Sustaining injuries in a car crash often causes significant financial loss. If the crash happened due to another person’s or entity’s negligence, you may be able to pursue a lawsuit to recover damages.

Many people have questions about what negligence means in the contex of a car accident. This overview can offer a basic idea; however, in practice, determining whether a specific action was negligent can be a complex process.

Ordinary negligence

Georgia law defines negligence as a failure to use the level of care a normal, reasonable person would use in the same situation. This usually mean a normal, reasonable person with the same level of relevant knowledge as the defendant. For example, a truck driver must adhere to the standards of his or her profession rather than those of someone who just operates a passenger vehicle.

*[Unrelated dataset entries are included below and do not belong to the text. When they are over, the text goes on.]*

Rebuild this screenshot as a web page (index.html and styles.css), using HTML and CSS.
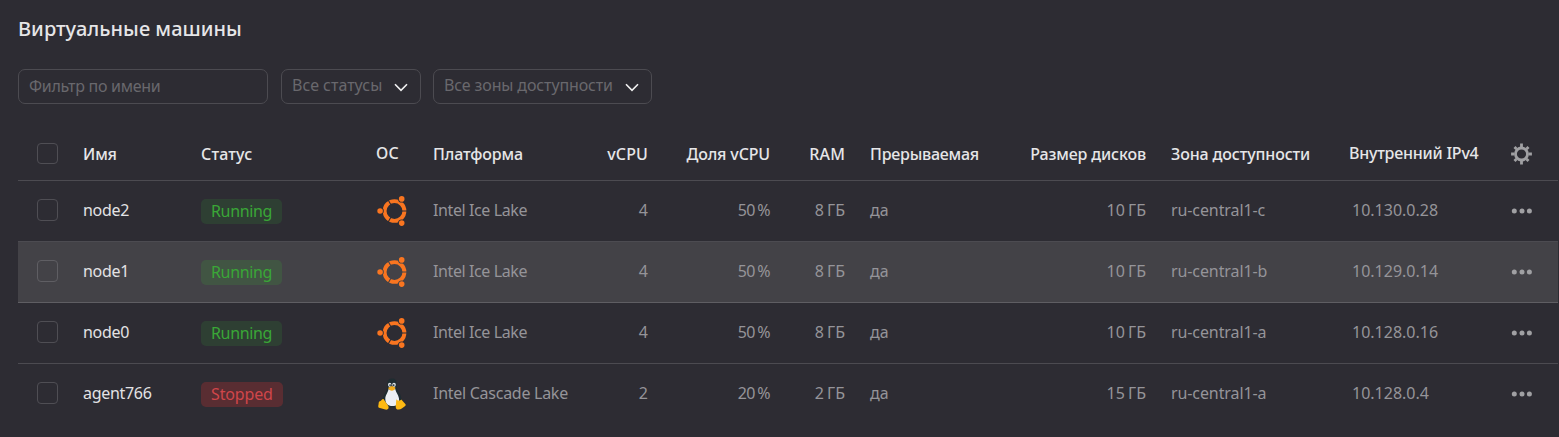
FILE: index.html
```
<!DOCTYPE html>
<html lang="ru">
<head>
<meta charset="utf-8">
<title>Виртуальные машины</title>
<link rel="stylesheet" href="styles.css">
</head>
<body>
<svg class="defs" width="0" height="0" aria-hidden="true">
  <mask id="ring-gaps" maskUnits="userSpaceOnUse" x="0" y="0" width="30" height="30">
    <path fill="#fff" d="M0 0h30v30H0z"/>
    <path stroke="#000" stroke-width="1.1" d="M17.500 15H30M17.500 15L10.900 3.500M17.500 15L10.900 26.500"/>
    <circle cx="3.100" cy="15" r="3.700"/><circle cx="24.700" cy="2.900" r="3.700"/><circle cx="24.700" cy="27.100" r="3.700"/>
  </mask>
  <symbol id="ubuntu" viewBox="0 0 30 30">
    <circle cx="17.500" cy="15" r="9.900" fill="none" stroke="#f97520" stroke-width="3.900" mask="url(#ring-gaps)"/>
    <g fill="#f97520">
      <circle cx="3.100" cy="15" r="2.800"/><circle cx="24.700" cy="2.900" r="2.800"/><circle cx="24.700" cy="27.100" r="2.800"/>
    </g>
  </symbol>
  <symbol id="dots" viewBox="0 0 21 6">
    <circle cx="3.300" cy="3" r="2.500"/><circle cx="11" cy="3" r="2.500"/><circle cx="18.400" cy="3" r="2.500"/>
  </symbol>
</svg>
<main class="page">
  <h1 class="title">Виртуальные машины</h1>
  <div class="filters">
    <div class="control search"><span>Фильтр по имени</span></div>
    <div class="control select status-select"><span>Все статусы</span><svg class="chevron" viewBox="0 0 14 9"><path d="M1 1.200L7 7.400L13 1.200"/></svg></div>
    <div class="control select zone-select"><span>Все зоны доступности</span><svg class="chevron" viewBox="0 0 14 9"><path d="M1 1.200L7 7.400L13 1.200"/></svg></div>
  </div>
  <div class="table">
    <div class="row head">
      <div class="check"><i class="box"></i></div>
      <div>Имя</div><div class="wide">Статус</div><div class="up wide">ОС</div><div>Платформа</div>
      <div class="num wide">vCPU</div><div class="num">Доля vCPU</div><div class="num wide">RAM</div>
      <div class="after tight">Прерываемая</div><div class="num">Размер дисков</div><div class="after">Зона доступности</div><div class="up tight">Внутренний IPv4</div>
      <div class="act"><svg class="gear" viewBox="0 0 22 22"><circle cx="10.500" cy="11" r="6"/><path d="M10.500 4V.6M10.500 18v3.400M3.500 11H.1M17.500 11h3.400M5.500 6L3.500 4M15.500 6l2-2M5.500 16l-2 2M15.500 16l2 2"/></svg></div>
    </div>
    <div class="row">
      <div class="check"><i class="box"></i></div>
      <div class="name">node2</div><div><span class="badge run">Running</span></div><div><svg class="os"><use href="#ubuntu"/></svg></div><div class="platform ice">Intel Ice Lake</div>
      <div class="num">4</div><div class="num percent">50 %</div><div class="num size">8 ГБ</div>
      <div class="after">да</div><div class="num size">10 ГБ</div><div class="after zone">ru-central1-c</div><div class="ip">10.130.0.28</div>
      <div class="act"><svg class="more"><use href="#dots"/></svg></div>
    </div>
    <div class="row hover">
      <div class="check"><i class="box"></i></div>
      <div class="name">node1</div><div><span class="badge run">Running</span></div><div><svg class="os"><use href="#ubuntu"/></svg></div><div class="platform ice">Intel Ice Lake</div>
      <div class="num">4</div><div class="num percent">50 %</div><div class="num size">8 ГБ</div>
      <div class="after">да</div><div class="num size">10 ГБ</div><div class="after zone">ru-central1-b</div><div class="ip">10.129.0.14</div>
      <div class="act"><svg class="more"><use href="#dots"/></svg></div>
    </div>
    <div class="row">
      <div class="check"><i class="box"></i></div>
      <div class="name">node0</div><div><span class="badge run">Running</span></div><div><svg class="os"><use href="#ubuntu"/></svg></div><div class="platform ice">Intel Ice Lake</div>
      <div class="num">4</div><div class="num percent">50 %</div><div class="num size">8 ГБ</div>
      <div class="after">да</div><div class="num size">10 ГБ</div><div class="after zone">ru-central1-a</div><div class="ip">10.128.0.16</div>
      <div class="act"><svg class="more"><use href="#dots"/></svg></div>
    </div>
    <div class="row last">
      <div class="check"><i class="box"></i></div>
      <div class="name">agent766</div><div><span class="badge stop">Stopped</span></div>
      <div><svg class="tux" viewBox="0 0 28 32">
        <path fill="#1f2c31" d="M14 .5c-3.500 0-4.800 2.600-4.700 6 .1 3.500.1 5-1.800 7.800C5.500 17.300 4.300 20 5 23.500l5 6h10l3.500-7c0-4-1.300-6.500-3.300-9.500C18.500 10.500 18.800 9 18.700 6.300 18.600 2.500 17.300.5 14 .5z"/>
        <path fill="#eceff4" d="M10.600 11c2.300 1.600 4.500 1.400 6.600-.2.800 4.200 4 6.700 3.900 11.200 0 4-2.600 6-6.800 6s-7-2.600-7-7c0-4 2.700-6.300 3.300-10z"/>
        <ellipse cx="11.700" cy="6.800" rx="1.700" ry="2.100" fill="#dfe4e8"/><ellipse cx="16" cy="6.800" rx="1.800" ry="2.100" fill="#dfe4e8"/>
        <circle cx="12.100" cy="7.100" r=".9" fill="#202c30"/><circle cx="15.700" cy="7.100" r=".9" fill="#202c30"/>
        <path fill="#f4ac1b" d="M10.200 9.800L13.800 8l3.600 1.500c.2 1.600-2 3.200-3.600 3.200S10.400 11.500 10.200 9.800z"/>
        <path fill="#fdb913" d="M5.500 21l4.800 7c1 2.500-.5 4-3 3.600L1 29.800C-.2 29 .3 27.500.6 26c.2-1.600 0-2.500 1.400-2.800C3.500 22.800 4 20.500 5.500 21zM18.300 21.300c1 1.700 4 1.600 5 .2l4 4.500c.9 1 .3 1.900-.8 2.500-1.800 1-3.500 3-5.700 3.100-2.700.2-3.300-1.400-3-3.900z"/>
      </svg></div><div class="platform">Intel Cascade Lake</div>
      <div class="num">2</div><div class="num percent">20 %</div><div class="num size">2 ГБ</div>
      <div class="after">да</div><div class="num size">15 ГБ</div><div class="after zone">ru-central1-a</div><div class="ip">10.128.0.4</div>
      <div class="act"><svg class="more"><use href="#dots"/></svg></div>
    </div>
  </div>
</main>
</body>
</html>
```
FILE: styles.css
```
* { box-sizing: border-box; }
body { margin: 0; background: #2d2c33; color: #959499; font: 16px/20px "Noto Sans", sans-serif; overflow: hidden; }
.defs { display: block; }
.page { height: 437px; padding: 15px 1px 0 18px; }
.title { margin: 0; font-size: 20px; line-height: 28px; font-weight: 500; letter-spacing: 0.03px; color: #e6e6e8; white-space: nowrap; }
.filters { display: flex; margin-top: 26px; color: #69686d; white-space: nowrap; }
.control { height: 35px; border: 1px solid #4c4b51; border-radius: 7px; padding: 0 10px; display: flex; align-items: center; }
.search { width: 250px; margin-right: 13px; padding-bottom: 2px; letter-spacing: -0.28px; }
.status-select { width: 140px; margin-right: 12px; }
.zone-select { width: 219px; letter-spacing: -0.13px; }
.select { justify-content: space-between; padding-right: 12px; padding-bottom: 3px; }
.chevron { width: 14px; height: 9px; margin-top: 5px; fill: none; stroke: #f1f1f2; stroke-width: 1.6; }
.table { margin-top: 23px; }
.row { display: grid; grid-template-columns: 65px 118px 175px 57px 115px 100px 122px 75px 155px 146px 203px 162px 47px; align-items: center; height: 61px; border-bottom: 1px solid #4c4b51; padding-bottom: 3px; white-space: nowrap; }
.head { height: 54px; font-weight: 500; letter-spacing: -0.13px; color: #e6e6e8; padding-bottom: 0; }
.head .wide { letter-spacing: 0.15px; }
.head .tight { letter-spacing: -0.23px; }
.hover { background: #434247; border-color: #5f5e63; }
.last { border: 0; padding-bottom: 4px; }
.check { padding-left: 19px; }
.box { display: block; width: 21px; height: 22px; border: 1px solid #4f4e54; border-radius: 4px; }
.head .box { height: 21px; margin-top: -1px; }
.hover .box { border-color: #5f5e63; }
.name { color: #e3e3e5; letter-spacing: -0.3px; }
.platform { letter-spacing: -0.27px; }
.platform.ice { letter-spacing: -0.4px; }
.percent { word-spacing: -1px; letter-spacing: -0.6px; }
.size { word-spacing: -1px; }
.zone { letter-spacing: -0.1px; }
.up { margin-top: -2px; }
.num { text-align: right; }
.after { padding-left: 25px; }
.ip { padding-left: 3px; }
.badge { display: inline-block; height: 25px; line-height: 25px; padding: 0 10px; border-radius: 5px; margin-top: 4px; vertical-align: middle; letter-spacing: -0.35px; }
.stop { letter-spacing: -0.15px; }
.run { background: rgba(59,165,53,.16); color: #3aa737; }
.hover .run { background: rgba(59,165,53,.2); }
.stop { background: rgba(210,47,48,.27); color: #d0464a; }
.os { display: block; width: 30px; height: 30px; margin: 3px 0 0 1px; }
.tux { display: block; width: 28px; height: 32px; margin: 3px 0 0 2px; }
.gear { display: block; width: 22px; height: 22px; fill: none; stroke: #a0a0a3; stroke-width: 2.8; }
.more { display: block; width: 21px; height: 6px; fill: #a0a0a3; margin-top: 3px; }
```
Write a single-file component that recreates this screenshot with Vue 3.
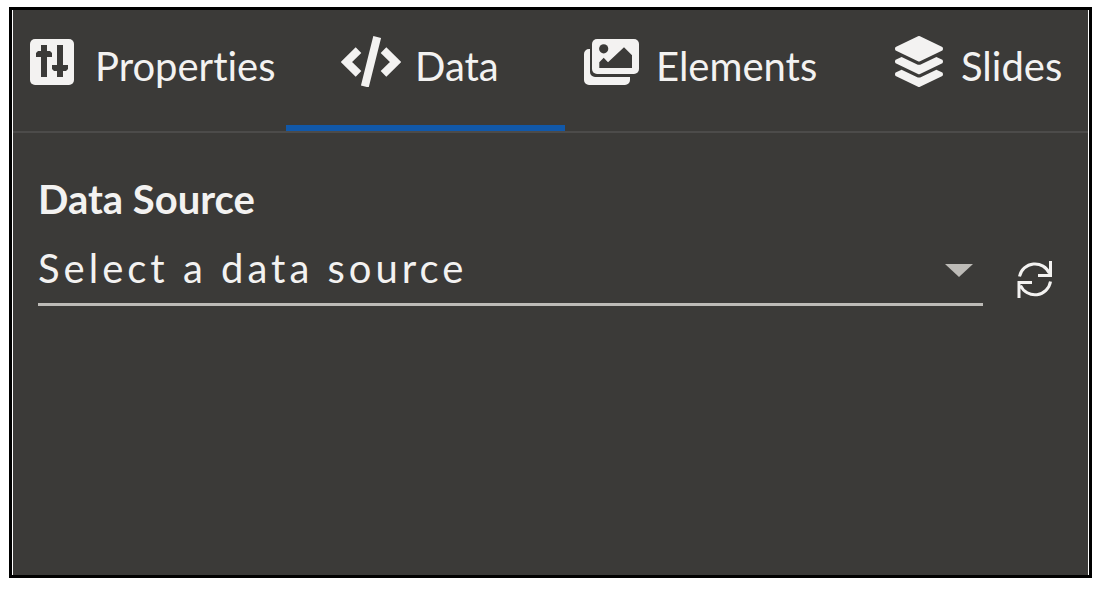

Of course, it is possible to be very careful and have an accident happen anyway. Sometimes, the accident is not anyone’s fault. In other circumstances, the other driver may not be at fault. The negligent party may turn out to be the city that did not maintain the road or the maker of the car part that failed at a crucial moment.

Negligence per se

A driver can act negligently without breaking any laws. If a motorist does break a traffic law, this violation can be negligence per se, leading to a presumption that he or she acted negligently.

Punitive damages

Accidents can also happen due to behavior that goes beyond negligence and crosses into wrongful conduct. In such situations, the crash happens because someone engaged in dangerous behavior that was likely to lead to an accident.

The person who acted wrongfully chose to engage in the behavior knowing it would probably hurt someone. Examples include drunk driving or hit-and-runs. In these cases, the plaintiff may also be able to recover punitive damages, which the law can impose as a deterrent for wrongful or reckless conduct.